▸ Instruction: In the listing below, locate the lines bearing the word "html". Copy every one of them.

────────

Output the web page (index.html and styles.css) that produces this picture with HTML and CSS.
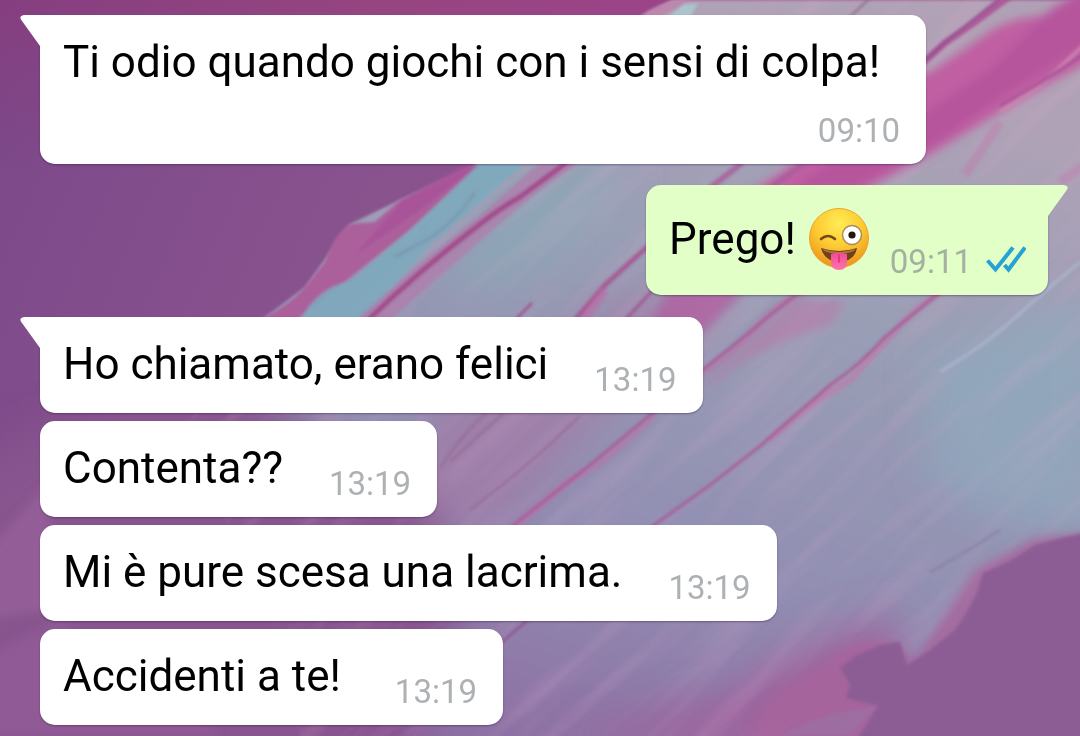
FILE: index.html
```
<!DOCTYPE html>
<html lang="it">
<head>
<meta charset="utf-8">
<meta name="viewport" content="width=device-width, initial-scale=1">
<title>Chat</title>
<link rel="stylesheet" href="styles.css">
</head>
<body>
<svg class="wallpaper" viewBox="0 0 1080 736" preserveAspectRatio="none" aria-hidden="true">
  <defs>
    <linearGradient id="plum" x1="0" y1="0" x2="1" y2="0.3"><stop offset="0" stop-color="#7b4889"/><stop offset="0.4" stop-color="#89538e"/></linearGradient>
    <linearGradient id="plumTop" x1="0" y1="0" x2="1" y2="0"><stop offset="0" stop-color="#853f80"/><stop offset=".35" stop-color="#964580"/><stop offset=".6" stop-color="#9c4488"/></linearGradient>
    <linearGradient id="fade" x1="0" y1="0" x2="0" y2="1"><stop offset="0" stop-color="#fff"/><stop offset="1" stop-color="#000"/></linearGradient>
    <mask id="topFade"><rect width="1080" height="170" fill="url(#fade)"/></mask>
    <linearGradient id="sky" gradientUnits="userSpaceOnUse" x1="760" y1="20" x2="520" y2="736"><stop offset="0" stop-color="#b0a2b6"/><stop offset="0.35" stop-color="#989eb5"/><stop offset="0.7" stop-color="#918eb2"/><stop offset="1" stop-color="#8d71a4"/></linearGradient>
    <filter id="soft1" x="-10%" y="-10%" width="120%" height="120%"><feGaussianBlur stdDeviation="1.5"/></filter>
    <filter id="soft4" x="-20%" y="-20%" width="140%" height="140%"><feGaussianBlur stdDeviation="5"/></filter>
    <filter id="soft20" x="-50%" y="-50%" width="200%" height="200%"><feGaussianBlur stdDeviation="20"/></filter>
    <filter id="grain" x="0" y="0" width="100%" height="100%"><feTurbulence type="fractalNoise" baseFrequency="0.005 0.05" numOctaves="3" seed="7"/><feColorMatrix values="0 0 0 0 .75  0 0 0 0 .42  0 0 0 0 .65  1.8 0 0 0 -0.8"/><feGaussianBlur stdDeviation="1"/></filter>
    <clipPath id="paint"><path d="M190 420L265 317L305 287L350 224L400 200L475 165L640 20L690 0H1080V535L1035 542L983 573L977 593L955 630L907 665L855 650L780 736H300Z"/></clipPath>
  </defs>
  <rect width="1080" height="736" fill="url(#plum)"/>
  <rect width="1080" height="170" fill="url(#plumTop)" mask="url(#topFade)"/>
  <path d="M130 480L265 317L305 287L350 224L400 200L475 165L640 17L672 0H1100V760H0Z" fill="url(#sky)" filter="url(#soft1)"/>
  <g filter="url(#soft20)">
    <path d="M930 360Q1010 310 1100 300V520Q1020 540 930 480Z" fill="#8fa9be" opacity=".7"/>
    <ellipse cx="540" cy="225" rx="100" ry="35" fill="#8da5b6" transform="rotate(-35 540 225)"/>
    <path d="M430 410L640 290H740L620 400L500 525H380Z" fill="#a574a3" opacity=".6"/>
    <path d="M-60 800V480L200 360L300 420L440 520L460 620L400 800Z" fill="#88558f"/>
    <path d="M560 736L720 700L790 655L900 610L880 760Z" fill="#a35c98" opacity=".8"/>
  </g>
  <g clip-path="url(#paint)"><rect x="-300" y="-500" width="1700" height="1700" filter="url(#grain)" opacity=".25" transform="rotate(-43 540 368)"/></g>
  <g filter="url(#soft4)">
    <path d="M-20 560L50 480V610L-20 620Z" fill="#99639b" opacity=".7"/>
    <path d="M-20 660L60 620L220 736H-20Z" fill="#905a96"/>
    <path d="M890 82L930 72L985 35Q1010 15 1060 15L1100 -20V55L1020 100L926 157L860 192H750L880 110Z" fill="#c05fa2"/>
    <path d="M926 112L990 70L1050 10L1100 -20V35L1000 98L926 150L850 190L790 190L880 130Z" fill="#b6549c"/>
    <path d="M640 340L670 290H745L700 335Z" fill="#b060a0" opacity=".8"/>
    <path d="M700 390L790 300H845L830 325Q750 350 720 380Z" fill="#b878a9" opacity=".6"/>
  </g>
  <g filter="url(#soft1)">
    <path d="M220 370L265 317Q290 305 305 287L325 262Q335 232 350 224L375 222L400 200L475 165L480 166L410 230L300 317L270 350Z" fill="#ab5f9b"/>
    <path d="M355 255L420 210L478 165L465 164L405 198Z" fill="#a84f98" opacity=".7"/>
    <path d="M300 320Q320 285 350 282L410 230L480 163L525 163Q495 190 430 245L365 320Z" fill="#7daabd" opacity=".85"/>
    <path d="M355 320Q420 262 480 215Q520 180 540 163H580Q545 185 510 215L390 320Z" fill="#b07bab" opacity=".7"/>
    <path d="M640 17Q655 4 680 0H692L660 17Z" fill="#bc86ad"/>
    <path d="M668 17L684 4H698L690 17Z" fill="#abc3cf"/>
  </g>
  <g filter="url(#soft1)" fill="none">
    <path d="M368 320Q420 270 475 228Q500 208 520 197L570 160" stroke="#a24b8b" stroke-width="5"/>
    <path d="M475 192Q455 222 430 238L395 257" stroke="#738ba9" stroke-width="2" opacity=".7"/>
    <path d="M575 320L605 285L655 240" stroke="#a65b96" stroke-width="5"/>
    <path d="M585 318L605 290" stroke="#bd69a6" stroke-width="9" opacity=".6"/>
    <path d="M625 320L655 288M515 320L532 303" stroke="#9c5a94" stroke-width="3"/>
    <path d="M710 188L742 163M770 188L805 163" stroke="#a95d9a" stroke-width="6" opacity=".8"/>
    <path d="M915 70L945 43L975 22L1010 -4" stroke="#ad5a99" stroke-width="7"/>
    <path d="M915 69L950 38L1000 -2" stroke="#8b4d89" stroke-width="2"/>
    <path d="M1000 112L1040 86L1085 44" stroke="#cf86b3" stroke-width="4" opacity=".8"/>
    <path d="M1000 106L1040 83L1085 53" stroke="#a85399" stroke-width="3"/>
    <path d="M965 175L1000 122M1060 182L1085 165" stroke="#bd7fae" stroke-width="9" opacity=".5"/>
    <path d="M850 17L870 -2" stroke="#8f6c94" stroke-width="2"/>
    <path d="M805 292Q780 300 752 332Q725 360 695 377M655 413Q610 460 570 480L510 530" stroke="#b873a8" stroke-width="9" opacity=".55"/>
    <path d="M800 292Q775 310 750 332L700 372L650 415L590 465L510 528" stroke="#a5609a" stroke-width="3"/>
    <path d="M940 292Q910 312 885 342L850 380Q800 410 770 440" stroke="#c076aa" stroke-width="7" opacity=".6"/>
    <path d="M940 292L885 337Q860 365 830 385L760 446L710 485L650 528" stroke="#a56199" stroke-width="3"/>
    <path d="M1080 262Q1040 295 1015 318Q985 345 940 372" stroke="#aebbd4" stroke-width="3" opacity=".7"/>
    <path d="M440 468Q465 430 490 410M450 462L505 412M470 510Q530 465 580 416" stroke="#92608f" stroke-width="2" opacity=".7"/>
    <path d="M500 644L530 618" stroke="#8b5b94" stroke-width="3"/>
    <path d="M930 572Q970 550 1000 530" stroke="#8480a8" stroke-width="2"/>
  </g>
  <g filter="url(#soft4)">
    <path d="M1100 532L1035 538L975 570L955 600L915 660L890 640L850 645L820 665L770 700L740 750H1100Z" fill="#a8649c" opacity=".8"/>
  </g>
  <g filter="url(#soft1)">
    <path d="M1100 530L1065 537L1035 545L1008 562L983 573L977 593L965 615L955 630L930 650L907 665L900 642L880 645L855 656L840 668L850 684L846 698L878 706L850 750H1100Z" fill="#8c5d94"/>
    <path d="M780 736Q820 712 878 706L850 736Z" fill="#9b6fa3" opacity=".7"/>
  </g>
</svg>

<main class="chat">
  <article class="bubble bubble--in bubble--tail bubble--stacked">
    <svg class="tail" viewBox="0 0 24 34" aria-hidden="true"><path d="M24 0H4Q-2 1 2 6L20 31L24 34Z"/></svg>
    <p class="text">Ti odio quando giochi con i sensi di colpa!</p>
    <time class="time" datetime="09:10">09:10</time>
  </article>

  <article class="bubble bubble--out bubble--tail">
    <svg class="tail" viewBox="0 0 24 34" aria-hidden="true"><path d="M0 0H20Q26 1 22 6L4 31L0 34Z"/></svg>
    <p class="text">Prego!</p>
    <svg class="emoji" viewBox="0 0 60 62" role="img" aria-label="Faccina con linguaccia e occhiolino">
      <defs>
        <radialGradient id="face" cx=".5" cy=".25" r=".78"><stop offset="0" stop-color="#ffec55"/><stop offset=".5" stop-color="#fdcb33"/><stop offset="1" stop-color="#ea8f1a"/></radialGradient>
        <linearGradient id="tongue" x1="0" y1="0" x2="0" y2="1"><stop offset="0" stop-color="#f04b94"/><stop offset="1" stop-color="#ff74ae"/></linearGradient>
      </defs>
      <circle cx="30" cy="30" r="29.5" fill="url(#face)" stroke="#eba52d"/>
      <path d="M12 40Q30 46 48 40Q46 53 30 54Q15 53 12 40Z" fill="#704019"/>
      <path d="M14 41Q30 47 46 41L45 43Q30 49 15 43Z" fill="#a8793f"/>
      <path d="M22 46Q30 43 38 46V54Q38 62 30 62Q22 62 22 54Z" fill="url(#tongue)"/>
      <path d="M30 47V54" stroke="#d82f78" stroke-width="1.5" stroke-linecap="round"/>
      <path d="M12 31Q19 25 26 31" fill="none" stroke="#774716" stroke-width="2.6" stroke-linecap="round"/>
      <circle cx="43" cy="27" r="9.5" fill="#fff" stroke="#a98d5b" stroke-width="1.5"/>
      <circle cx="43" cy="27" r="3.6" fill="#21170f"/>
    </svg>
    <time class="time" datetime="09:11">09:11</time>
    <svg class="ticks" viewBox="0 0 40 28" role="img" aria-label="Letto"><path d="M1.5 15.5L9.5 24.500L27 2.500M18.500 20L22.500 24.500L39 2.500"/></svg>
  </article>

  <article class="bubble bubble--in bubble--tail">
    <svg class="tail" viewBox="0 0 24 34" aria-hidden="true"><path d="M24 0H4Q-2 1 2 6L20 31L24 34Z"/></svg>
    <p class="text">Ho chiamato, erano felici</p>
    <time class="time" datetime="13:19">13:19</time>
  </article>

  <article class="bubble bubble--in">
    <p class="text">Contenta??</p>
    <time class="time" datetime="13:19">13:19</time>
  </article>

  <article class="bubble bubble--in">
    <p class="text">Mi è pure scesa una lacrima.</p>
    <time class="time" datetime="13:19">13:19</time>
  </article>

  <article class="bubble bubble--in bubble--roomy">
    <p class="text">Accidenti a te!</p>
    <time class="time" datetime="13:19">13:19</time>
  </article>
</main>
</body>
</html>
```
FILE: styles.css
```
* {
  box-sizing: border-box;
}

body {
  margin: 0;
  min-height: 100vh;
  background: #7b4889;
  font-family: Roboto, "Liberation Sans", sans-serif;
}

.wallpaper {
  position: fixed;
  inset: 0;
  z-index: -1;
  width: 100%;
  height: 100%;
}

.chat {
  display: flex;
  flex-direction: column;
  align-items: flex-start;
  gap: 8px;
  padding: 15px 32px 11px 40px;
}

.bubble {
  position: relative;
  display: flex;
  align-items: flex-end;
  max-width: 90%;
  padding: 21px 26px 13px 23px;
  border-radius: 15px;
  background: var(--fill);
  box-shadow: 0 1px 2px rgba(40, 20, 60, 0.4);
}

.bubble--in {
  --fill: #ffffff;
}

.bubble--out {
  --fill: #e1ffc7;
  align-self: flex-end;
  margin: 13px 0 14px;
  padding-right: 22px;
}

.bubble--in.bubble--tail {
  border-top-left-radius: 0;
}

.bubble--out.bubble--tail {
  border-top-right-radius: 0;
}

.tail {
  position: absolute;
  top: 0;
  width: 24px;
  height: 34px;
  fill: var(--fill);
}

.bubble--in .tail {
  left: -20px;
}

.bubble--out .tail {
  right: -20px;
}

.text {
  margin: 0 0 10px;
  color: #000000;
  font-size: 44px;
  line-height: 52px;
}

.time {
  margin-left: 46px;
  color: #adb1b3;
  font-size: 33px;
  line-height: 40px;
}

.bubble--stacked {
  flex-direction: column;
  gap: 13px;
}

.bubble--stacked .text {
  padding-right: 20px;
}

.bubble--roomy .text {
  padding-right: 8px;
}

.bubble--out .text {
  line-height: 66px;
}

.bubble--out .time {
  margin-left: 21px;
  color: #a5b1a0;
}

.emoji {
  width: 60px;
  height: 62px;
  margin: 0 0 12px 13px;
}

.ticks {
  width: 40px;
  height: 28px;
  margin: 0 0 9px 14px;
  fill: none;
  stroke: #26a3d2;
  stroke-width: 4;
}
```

────────

▸ Task output:
Output the web page (index.html and styles.css) that produces this picture with HTML and CSS.
FILE: index.html
<!DOCTYPE html>
<html lang="it">
</html>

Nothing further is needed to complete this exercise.